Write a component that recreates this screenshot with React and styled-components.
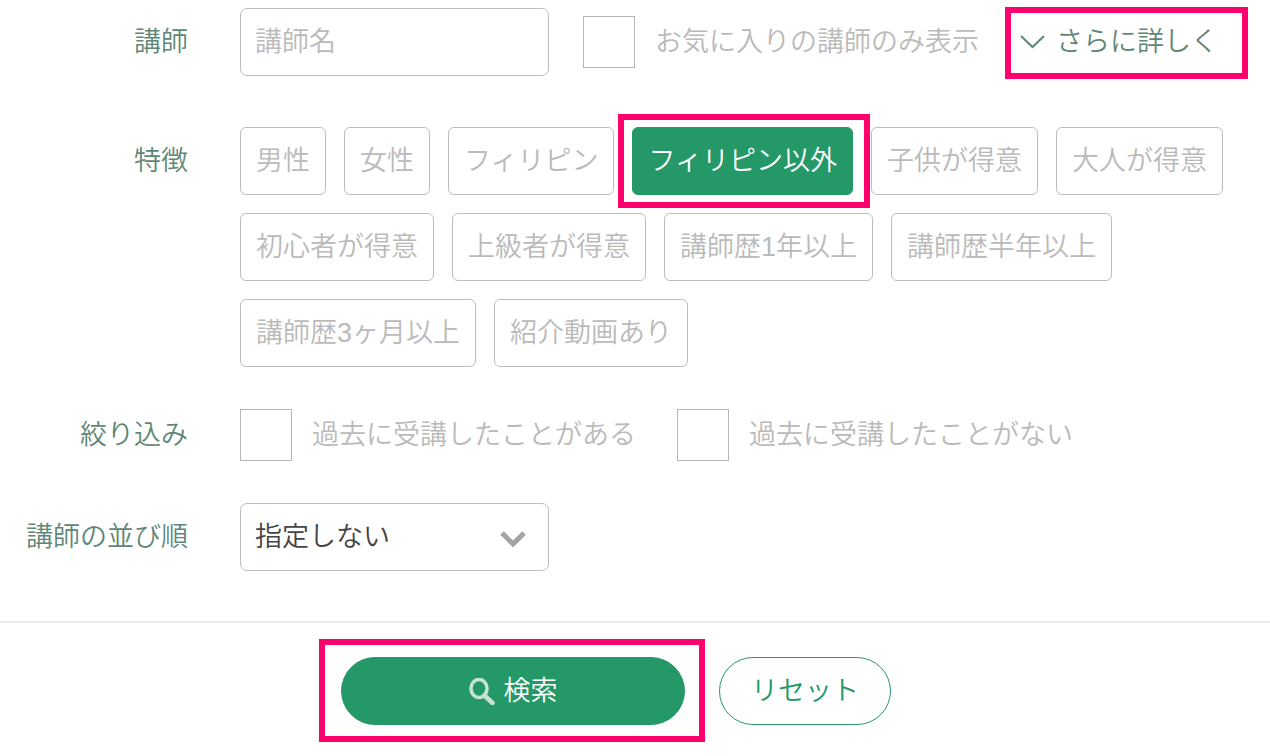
import React, { useState } from 'react'
import styled, { createGlobalStyle } from 'styled-components'


const features = [
    '男性',
    '女性',
    'フィリピン',
    'フィリピン以外',
    '子供が得意',
    '大人が得意',
    '初心者が得意',
    '上級者が得意',
    '講師歴1年以上',
    '講師歴半年以上',
    '講師歴3ヶ月以上',
    '紹介動画あり'
]

const SearchIcon = () => (
    <svg width="26" height="27" viewBox="0 0 26 27" fill="none" stroke="#c6e3d6" aria-hidden="true">
        <ellipse cx="10" cy="10.5" rx="8" ry="9" strokeWidth="3.6" />
        <path d="M15.5 17.5 L23.5 25" strokeWidth="4.6" strokeLinecap="round" />
    </svg>
)

const Check = ({ children }) => (
    <CheckLabel>
        <CheckBox type="checkbox" />
        {children}
    </CheckLabel>
)

const FeatureList = () => {
    const [selected, setSelected] = useState('フィリピン以外')

    return (
        <Chips role="group" aria-labelledby="features">
            {features.map((name) => {
                const on = selected === name
                const chip = (
                    <Chip key={name} type="button" $on={on} aria-pressed={on} onClick={() => setSelected(name)}>
                        {name}
                    </Chip>
                )
                return on ? <Marked key={name} $inset="-13px -17px -13px -14px">{chip}</Marked> : chip
            })}
        </Chips>
    )
}

const App = () => {
    return (
        <Form onSubmit={(e) => e.preventDefault()}>
            <GlobalStyle />
            <Row $after={51}>
                <Name as="label" htmlFor="teacher">講師</Name>
                <Fields>
                    <TextField id="teacher" type="text" placeholder="講師名" />
                    <Checks>
                        <Check>お気に入りの講師のみ表示</Check>
                        <Marked $inset="-1px -30px -3px -15px">
                            <MoreLink href="#more">
                                <svg width="25" height="14" viewBox="0 0 25 14" fill="none" stroke="#5f8777" strokeWidth="2" aria-hidden="true">
                                    <path d="M1 1 L12.5 12 L24 1" />
                                </svg>
                                さらに詳しく
                            </MoreLink>
                        </Marked>
                    </Checks>
                </Fields>
            </Row>
            <Row $after={34}>
                <Name id="features">特徴</Name>
                <FeatureList />
            </Row>
            <Row $after={34}>
                <Name id="narrow">絞り込み</Name>
                <Checks role="group" aria-labelledby="narrow">
                    <Check>過去に受講したことがある</Check>
                    <Check>過去に受講したことがない</Check>
                </Checks>
            </Row>
            <Row $after={50}>
                <Name as="label" htmlFor="order">講師の並び順</Name>
                <SelectWrap>
                    <Select id="order">
                        <option>指定しない</option>
                    </Select>
                    <SelectArrow width="26" height="18" viewBox="0 0 26 18" fill="none" stroke="#a3a3a3" strokeWidth="5" aria-hidden="true">
                        <path d="M2 3 L13 14 L24 3" />
                    </SelectArrow>
                </SelectWrap>
            </Row>
            <Actions>
                <Marked $inset="-18px -20px -17px -22px">
                    <SearchButton type="submit">
                        <SearchIcon />
                        検索
                    </SearchButton>
                </Marked>
                <ResetButton type="reset">リセット</ResetButton>
            </Actions>
        </Form>
    )
}

const GlobalStyle = createGlobalStyle`
    * {
        box-sizing: border-box;
    }

    body {
        margin: 0;
        background: #fff;
    }

    body, input, select, button {
        font-family: "Liberation Sans", "Noto Sans CJK JP", sans-serif;
        font-size: 27px;
        font-weight: 350;
        line-height: 40px;
    }
`

const Form = styled.form`
    padding-top: 8px;
`

const Row = styled.div`
    display: grid;
    grid-template-columns: 188px 1fr;
    column-gap: 52px;
    padding-right: 24px;
    margin-bottom: ${(props) => props.$after}px;
`

const Name = styled.div`
    display: flex;
    align-items: center;
    justify-content: flex-end;
    height: 68px;
    color: #5f8777;
    white-space: nowrap;
`

const Fields = styled.div`
    display: flex;
    align-items: center;
    gap: 34px;
`

const Checks = styled.div`
    display: flex;
    align-items: center;
    gap: 41px;
`

const CheckLabel = styled.label`
    display: flex;
    align-items: center;
    gap: 20px;
    color: #bababa;
    white-space: nowrap;
`

const CheckBox = styled.input`
    appearance: none;
    flex: none;
    width: 52px;
    height: 52px;
    margin: 0;
    border: 1px solid #b5b5b5;
    background: #fff;

    &:checked {
        background: #259868;
    }
`

const TextField = styled.input`
    width: 309px;
    height: 68px;
    padding: 0 14px;
    border: 1px solid #bdbdbd;
    border-radius: 7px;
    background: #fff;
    color: #444;

    &::placeholder {
        color: #bababa;
        opacity: 1;
    }
`

const Marked = styled.div`
    position: relative;

    &::after {
        content: "";
        position: absolute;
        inset: ${(props) => props.$inset};
        z-index: 1;
        border: 6px solid #ff006e;
        pointer-events: none;
    }
`

const MoreLink = styled.a`
    display: flex;
    align-items: center;
    gap: 11px;
    height: 68px;
    color: #5f8777;
    text-decoration: none;
    white-space: nowrap;
`

const Chips = styled.div`
    display: flex;
    flex-wrap: wrap;
    gap: 18px;
`

const Chip = styled.button`
    height: 68px;
    padding: 0 15px;
    border: 1px solid ${(props) => (props.$on ? '#259868' : '#bdbdbd')};
    border-radius: 6px;
    background: ${(props) => (props.$on ? '#259868' : '#fff')};
    color: ${(props) => (props.$on ? '#fff' : '#bababa')};
    white-space: nowrap;
    cursor: pointer;
`

const SelectWrap = styled.div`
    position: relative;
    width: 309px;
`

const Select = styled.select`
    appearance: none;
    width: 100%;
    height: 68px;
    padding: 0 14px;
    border: 1px solid #bdbdbd;
    border-radius: 7px;
    background: #fff;
    color: #444;
`

const SelectArrow = styled.svg`
    position: absolute;
    top: 27px;
    right: 23px;
    pointer-events: none;
`

const Actions = styled.div`
    display: flex;
    justify-content: center;
    gap: 34px;
    padding: 34px 38px 31px 0;
    border-top: 2px solid #ebebeb;
`

const PillButton = styled.button`
    display: flex;
    align-items: center;
    justify-content: center;
    gap: 9px;
    height: 68px;
    border: 1px solid #259868;
    border-radius: 34px;
    cursor: pointer;
`

const SearchButton = styled(PillButton)`
    width: 344px;
    background: #259868;
    color: #fff;
`

const ResetButton = styled(PillButton)`
    width: 172px;
    background: #fff;
    color: #259868;
`


export default App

* _PROBLEM DETAILS_
Of the lines above, how many contain the string "React"? Only the number is required.

* _RESULT_
2